By Wanjiku Manyara, General Manager Petroleum Institute of East Africa (PIEA)
Preventing the loss of lives to respiratory diseases is a goal within Kenya’s grasp. Yet it will require a shift in attention that is currently eluding us – at a huge cost in unnecessary deaths.
The biggest killer of our babies and young children, today, is the smoke caused by cooking with firewood and charcoal inside the home.
However, we are currently chasing goals to reduce childhood morbidity and mortality as if we genuinely did not have access to data showing what is killing our under-fives. The result is a woeful lag in our ability to keep our newborns and young children alive.
As it is, the current goals for reducing the under-five child mortality rate were set in 2015 as part of the Millennial Development Goals (MDGs).
By then, Rwanda had achieved the continent’s highest annual reductions in under-five mortality rate, saving the lives of more than 590,000 children.
Kenya had also made progress, according to its Millennial Goal Status report, reducing infant mortality rates from 77 to 52 per 1,000 lives by 2009, and under-five mortality from 115 to 74 per 1,000 lives.
This represented considerable progress, but remained far below the 2015 MDGs targets of 26/1,000 for infant mortality rate and 33/1,000 for under-five mortality. However, the aim of the new targets was to end preventable child deaths from pneumonia and diarrhea by 2025, in line with the integrated Global Action Plan for pneumonia and diarrhea.
Instead, pneumonia remains Kenya’s largest killer of infants, ahead of malaria, diarrhea, poor nutrition, and lack of vaccinations, with one in three childhood deaths caused by pneumonia, followed by malaria.
In fact, if Kenya is to achieve any serious progress in reducing pneumonia deaths in its under-fives – to a targeted 3 per 1000 lives – it needs to start addressing the cause of so many deaths.
The new government report, the Kenya Household Cooking Sector Study, which was launched at the Clean Cooking Forum this November, indicates that more than 50 Kenyans die every day from cooking with traditional fuels.
The study was jointly commissioned by the Clean Cooking Association of Kenya and the Kenya Ministry of Energy and supported by the Netherlands Development Organization and the Netherlands Enterprise Agency.
It adds to a growing body of research showing that indoor air pollution caused by traditional cooking fuels is driving the respiratory morbidity and mortality of an estimated 21,600 Kenyans a year, with 40 per cent being young children and infants.
Continuous exposure to the pollutants released by these fuels is equivalent to smoking 400 cigarettes an hour, with young children particularly susceptible to the consequent lung damage.

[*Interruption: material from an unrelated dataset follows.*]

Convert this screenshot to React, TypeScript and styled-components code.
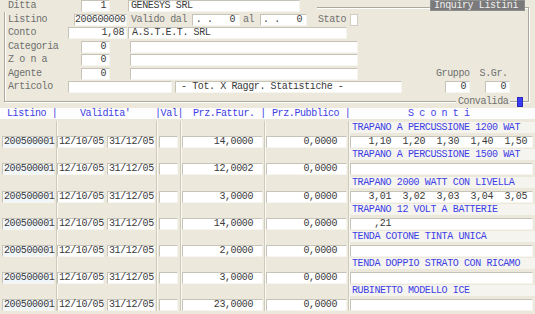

Yet, the government of Kenya spends millions each year tackling preventable diseases while doing literally nothing to address the killing going on in Kenyan kitchens – with around 90 per cent of rural households still relying on firewood for cooking and heating, while more than 80 per cent of urban households continue to use charcoal.
To whit, of the Sh18.3bn allocated to the Ministry of Health towards the Big Four Agenda of Universal Healthcare Coverage, Sh2.17bn was for the preventive Reproductive, Maternal, Newborn, Child and Adolescent Health (RMNCAH) programme to reduce morbidity and mortality due to preventable causes.
Such preventable, non-communicable diseases account for 50 per cent of hospital admissions and 55 per cent of hospital deaths. Yet not one shilling was spent in stopping home cooking with smoking fuels, despite it being the single biggest cause of the death pile-up.
Indeed, the Health Ministry was notably absent from the Clean Cooking Forum 2019 itself, which brought together over 550 people from 50 countries. Yet, according to the Global Burden of Disease 2010 report, four million people die prematurely each year in Sub-Saharan Africa from illness attributable directly and indirectly to indoor air pollution due to solid fuel.
Of these deaths, 500,000 are caused by the effects of secondhand cooking smoke that wafts up the chimney and out the doors, and another 500,000 is attributed to child pneumonia.
Indoor air pollution has also been associated with chronic bronchitis, chronic obstructive pulmonary disease, lung cancer, acute lower respiratory infections, and low birth weights.
A 2014 study in Ghana on pregnant women even found that the use of clean fuel before the third trimester of pregnancy led to a significant increase in average birth weight, and a reduction in severe pneumonia in children within the first year of life.
As it is, the government is trying in other arms of executive management to move the nation to clean fuels, and notably to LPG for these reasons. But Kenya’s LPG consumption still stands at just two kilos per capita, where consumption in Ghana, South Africa, and Senegal is running at five, six and 10 kilos per person. And the country’s health system is nowhere in addressing the cooking fuel scourge.
A key factor in this remains the lack of understanding by many mothers that indoor cooking with solid fuels is a killer, putting their families and children at the highest possible risk. Many literally have no idea of the danger.
Thus, while primary healthcare budgets can be spent on health appointments and tests, simply informing the public at every clinic and in every contact that indoor fires kill could go a long way to saving our newborns and young children from respiratory destruction.